No ano em que é comemorado o 50º Dia da Terra, ainda temos um longo caminho a percorrer, entretanto com motivos para admirar a natureza e renovar nossas esperanças. Depois de um 2019 e início de 2020 de muita degradação ambiental como as queimadas na Amazônia e Austrália, a preocupação com a nossa relação com o meio ambiente está mais em voga do que nunca. Ou pelo menos deveria estar. A atual situação de pandemia mundial nos permitindo observar, em tempo real, a estrondosa resiliência que vem da natureza. Temos essa chance única de aprender lições importantes e trilharmos um caminho mais sustentável daqui pra frente.
Desde que passamos a nos locomover menos e, consequentemente, consumir menos, a natureza pôde se expandir e retomar parte do que lhe é essencial. Através de incontáveis notícias que chegam de todos os cantos do mundo, testemunhamos como a natureza reage quando os seres humanos se retiram de cena, mesmo que momentaneamente. A diminuição recorde da poluição atmosférica e sonora em todas as grandes cidades e capitais é palpável para qualquer cidadão e trará benefícios de curto prazo para a saúde com a redução de casos de asma, doenças de pulmão e do coração, além da melhora na qualidade do sono.
Como não respirar mais fundo sabendo que o ar na China está mais limpo? Como não se emocionar ao contemplar a magnitude do Himalaia visto a 200 quilômetros de distância de Punjab, na Índia, após três décadas escondido sob o véu da poluição? Como não se imaginar navegando pelos canais de Veneza, agora tão transparentes, inodoros e cheios de vida marinha? Como ignorar os pássaros que cantam novamente acima dos ruídos das cidades? É para renovar a esperança de qualquer um!

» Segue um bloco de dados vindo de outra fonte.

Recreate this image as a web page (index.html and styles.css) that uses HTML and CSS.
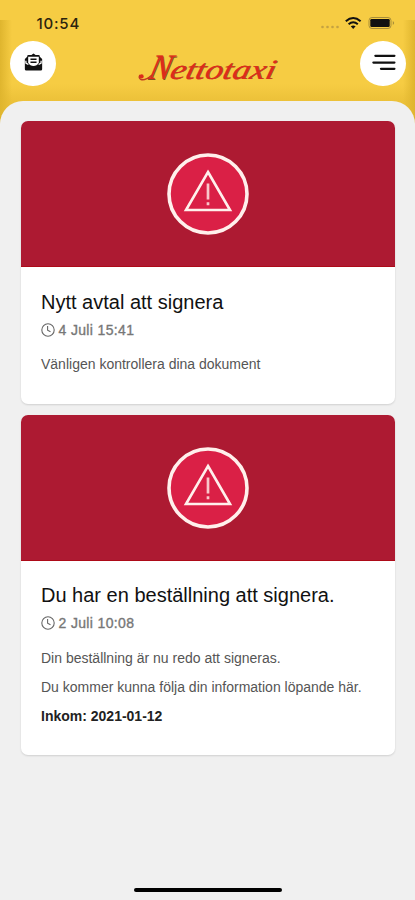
FILE: index.html
```html
<!DOCTYPE html>
<html lang="sv">
<head>
<meta charset="utf-8">
<meta name="viewport" content="width=device-width, initial-scale=1">
<title>Nettotaxi</title>
<link rel="stylesheet" href="styles.css">
</head>
<body>
<div class="app">
  <header class="header">
    <div class="status">
      <span class="time">10:54</span>
      <svg class="status-icons" width="78" height="16" viewBox="0 0 78 16">
        <g fill="#c4a241"><circle cx="3.5" cy="12" r="1.3"/><circle cx="8.5" cy="12" r="1.3"/><circle cx="13.5" cy="12" r="1.3"/><circle cx="18.5" cy="12" r="1.3"/></g>
        <g fill="none" stroke="#111" stroke-width="2"><path d="M26.8 6.2Q34.2 -.2 41.6 6.2"/><path d="M29.6 9.2Q34.2 5.2 38.8 9.2"/></g>
        <path d="M31.8 11.3Q34.2 9.5 36.6 11.3L34.2 14Z" fill="#111"/>
        <rect x="50" y="2.5" width="22" height="11" rx="3" fill="none" stroke="#a88e39"/>
        <rect x="51.3" y="4" width="19.4" height="8" rx="1.3" fill="#111"/>
        <path d="M73.8 6Q76.5 8 73.8 10Z" fill="#a88e39"/>
      </svg>
    </div>
    <div class="toolbar">
      <button class="round" aria-label="Meddelanden">
        <svg class="mail" width="19" height="19" viewBox="0 0 20 20">
          <path d="M.9 6.2 3.4 4V3.2Q3.4 2 4.8 2H7.8L10 .6 12.2 2H15.2Q16.6 2 16.6 3.2V4L19.1 6.2V17Q19.1 18.5 17.6 18.5H2.4Q.9 18.5.9 17Z" fill="#111"/>
          <path d="M4.4 4H15.6V10.2Q13.5 13.6 10 13.6T4.4 10.2Z" fill="#fff"/>
          <path d="M2 8.2V10.6L4.6 12.2M18 8.2V10.6L15.4 12.2" stroke="#fff" stroke-width="1.3" fill="none"/>
          <path d="M6.8 6.6H13.2M6.8 9.8H13.2" stroke="#111" stroke-width="1.5"/>
        </svg>
      </button>
      <svg class="logo" width="146" height="40" viewBox="0 0 146 40">
        <g class="logo-shade" transform="translate(.7 .5) skewX(-14)"><text class="logo-cap" x="19.5" y="29" textLength="22" lengthAdjust="spacingAndGlyphs">N</text><text class="logo-rest" x="41" y="29" textLength="105" lengthAdjust="spacingAndGlyphs">ettotaxi</text></g>
        <g class="logo-face" transform="skewX(-14)"><text class="logo-cap" x="19.5" y="29" textLength="22" lengthAdjust="spacingAndGlyphs">N</text><text class="logo-rest" x="41" y="29" textLength="105" lengthAdjust="spacingAndGlyphs">ettotaxi</text></g>
        <path d="M17 25Q10 31 6 29.5Q3 28 5 25" fill="none" stroke="#c23a20" stroke-width="1.4"/><circle cx="6.6" cy="26.4" r="2.1" fill="#dc2c1b"/>
      </svg>
      <button class="round" aria-label="Meny">
        <svg class="menu" width="24" height="18" viewBox="0 0 24 18"><path d="M4.4 2.8H23.4M2.4 9.6H23.4M10 15.8H23.4" stroke="#111" stroke-width="2.3" stroke-linecap="round"/></svg>
      </button>
    </div>
  </header>

  <main class="panel">
    <article class="card">
      <div class="banner">
        <svg width="82" height="82" viewBox="0 0 82 82"><circle cx="41" cy="41" r="39" fill="#da2046" stroke="#fff0ec" stroke-width="3.6"/><path d="M41 19 63 57H19Z" fill="none" stroke="#fff0ec" stroke-width="2.6"/><path d="M41 30.5V46.5M41 49.2V52.2" stroke="#f9c7ca" stroke-width="2.7"/></svg>
      </div>
      <div class="content">
        <h2>Nytt avtal att signera</h2>
        <div class="meta"><svg width="14" height="14" viewBox="0 0 14 14"><circle cx="7" cy="7" r="6.2"/><path d="M6.6 3V7.2L9.5 8.8"/></svg><span>4 Juli 15:41</span></div>
        <p>Vänligen kontrollera dina dokument</p>
      </div>
    </article>
    <article class="card">
      <div class="banner">
        <svg width="82" height="82" viewBox="0 0 82 82"><circle cx="41" cy="41" r="39" fill="#da2046" stroke="#fff0ec" stroke-width="3.6"/><path d="M41 19 63 57H19Z" fill="none" stroke="#fff0ec" stroke-width="2.6"/><path d="M41 30.5V46.5M41 49.2V52.2" stroke="#f9c7ca" stroke-width="2.7"/></svg>
      </div>
      <div class="content">
        <h2>Du har en beställning att signera.</h2>
        <div class="meta"><svg width="14" height="14" viewBox="0 0 14 14"><circle cx="7" cy="7" r="6.2"/><path d="M6.6 3V7.2L9.5 8.8"/></svg><span>2 Juli 10:08</span></div>
        <p>Din beställning är nu redo att signeras.</p>
        <p>Du kommer kunna följa din information löpande här.</p>
        <p class="strong">Inkom: 2021-01-12</p>
      </div>
    </article>
    <div class="home-bar"></div>
  </main>
</div>
</body>
</html>
```
FILE: styles.css
```css
* { box-sizing: border-box; }
body { margin: 0; font-family: "Liberation Sans", Arial, sans-serif; }
.app {
  height: 900px;
  display: flex;
  flex-direction: column;
  overflow: hidden;
  background:
    linear-gradient(90deg, #dfb52e 0, #f1c63c00 12px) 0 20px / 100% 110px no-repeat,
    linear-gradient(270deg, #dfb52e 0, #f1c63c00 12px) 0 20px / 100% 110px no-repeat,
    linear-gradient(#f6cc43 0, #f6cc43 84px, #ecc139 101px);
}
.header { height: 101px; flex: none; }
.status {
  height: 40px;
  padding: 15px 18px 0 36.5px;
  display: flex;
  justify-content: space-between;
  align-items: flex-start;
}
.time { font: 500 15px/17px Inter, sans-serif; letter-spacing: .8px; color: #2b240e; }
.toolbar { display: flex; justify-content: space-between; padding: .5px 9px 0 10px; }
.round {
  width: 46px;
  height: 45.5px;
  border: 0;
  border-radius: 50%;
  padding: 0;
  background: #fff;
  display: grid;
  place-items: center;
}
.mail { margin-bottom: 1px; }
.menu { margin-bottom: 2px; overflow: visible; }
.logo { margin-top: 9px; overflow: visible; font-family: "Liberation Serif", serif; font-style: italic; }
.logo-cap { font-size: 36px; }
.logo-rest { font-size: 28px; }
.logo-shade { fill: #7d5420; }
.logo-face { fill: #dc2c1b; stroke: #dc2c1b; stroke-width: .2px; }
.panel {
  flex: 1;
  display: flex;
  flex-direction: column;
  background: #f0f0f0;
  border-radius: 23px 23px 0 0;
  padding: 20px 20px 8px 21px;
}
.card {
  background: #fff;
  border-radius: 7px;
  overflow: hidden;
  box-shadow: 0 1px 2px #0002;
  margin-bottom: 11px;
}
.banner {
  height: 146px;
  background: #ad1a32;
  border-bottom: 1px solid #ad0a18;
  display: grid;
  place-items: center;
}
.content { padding: 21px 20px 30px; }
.card:first-child .content { padding: 22px 20px 30px; }
h2 { margin: 0; font-size: 20px; font-weight: 400; line-height: 26px; color: #111; white-space: nowrap; }
.meta { display: flex; align-items: center; gap: 3.5px; height: 16px; margin: 7px 0 16px; font-size: 14px; letter-spacing: .35px; color: #777; -webkit-text-stroke: .35px #777; }
.card + .card .meta { margin-bottom: 17px; }
.meta svg { fill: none; stroke: #666; stroke-width: 1.1; }
p { margin: 0 0 9px; font-size: 14px; line-height: 20px; color: #555; white-space: nowrap; }
p:last-child { margin-bottom: 0; }
.card + .card p:last-child { margin-bottom: -1px; }
.strong { font-weight: 700; color: #222; }
.home-bar { width: 148px; height: 4px; border-radius: 2px; background: #000; margin: auto auto 0; }
```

No curto espaço de tempo que nos ausentamos do mundo lá fora, foi possível ver com nossos próprios olhos a capacidade de regeneração da biodiversidade que nos cerca e nos nutre. A saúde do meio ambiente depende de nós e vice e versa. Somos parte de um sistema vivo que inclui desde vírus e bactérias até árvores e grandes mamíferos e, por isso, estamos todos intrinsecamente conectados. Qualquer intervenção no sistema gera consequências para o todo. E se tem uma coisa que nós, Homo sapiens, conseguimos desenvolver foi a habilidade de transformar o ambiente que vivemos e intervir bastante no sistema. Inclusive geólogos chamam a era geológica que vivemos de Antropoceno devido a todas as modificações físicas causadas pela atividade humana.
Após quase três séculos de uma economia baseada em combustíveis fósseis e crescimento econômico medido por consumo per capita, agora somos apresentados com as melhores chances de vivermos coletivamente de forma mais sustentável e harmônica com a natureza. Não sobreviveremos a um meio ambiente desequilibrado e já exigimos demais da mãe natureza. Quando avançamos drasticamente as fronteiras com o meio ambiente e degradamos todos os nossos ecossistemas, nos deparamos, por exemplo, com perda de habitats e zoonoses, como a SARS-CoV 2. A origem da pandemia que estamos vivendo é reflexo da nossa incapacidade de coexistir de uma maneira respeitável com as outras espécies que dividem esse planeta conosco. Mas a boa notícia é que a humanidade e o planeta podem se curar.
Somos animais sociais e nossa identidade pessoal e coletiva está ligada aos valores que decidimos ser importante para nós, no presente e no futuro. Precisamos ser resilientes frente às atuais mudanças em nosso dia a dia e encontrar formas mais respeitosas de conviver uns com os outros e a natureza. Estamos tendo a chance de resgatar o senso de comunidade e cooperação há muito perdido enquanto estávamos distraídos pela disputa por bens materiais, não percebendo que somos apenas piões numa economia que visa o crescimento constante e, por definição, é insustentável.
O que podemos tirar de lição dessa experiência inédita pela qual a humanidade passa? Queremos voltar ao normal, que inclui como objetivo principal o lucro acima de tudo e todos? Ou usaremos esse momento e tudo o que temos a nosso favor como a ciência, as lições do passado e nosso senso de cooperação inato, para evitarmos o declínio da nossa civilização? Proponho aproveitar o silêncio lá fora para nos silenciarmos um pouco por dentro, inicialmente procurando respostas que sejam benéficas a nossa comunidade imediata, mas que a longo prazo possam funcionar para todo o sistema que sustenta a nossa existência na Terra.
O que já podemos efetivamente fazer é comprar alimentos da época, preferencialmente de produtores locais; diminuir o consumo em geral, mas principalmente de produtos a base de petróleo; e passar menos tempo trabalhando e mais tempo com as nossas famílias, amigos e comunidade. A natureza está nos dando uma chance de parar, refletir e reavaliar nossas escolhas e o mínimo que podemos fazer é aceitar esse convite.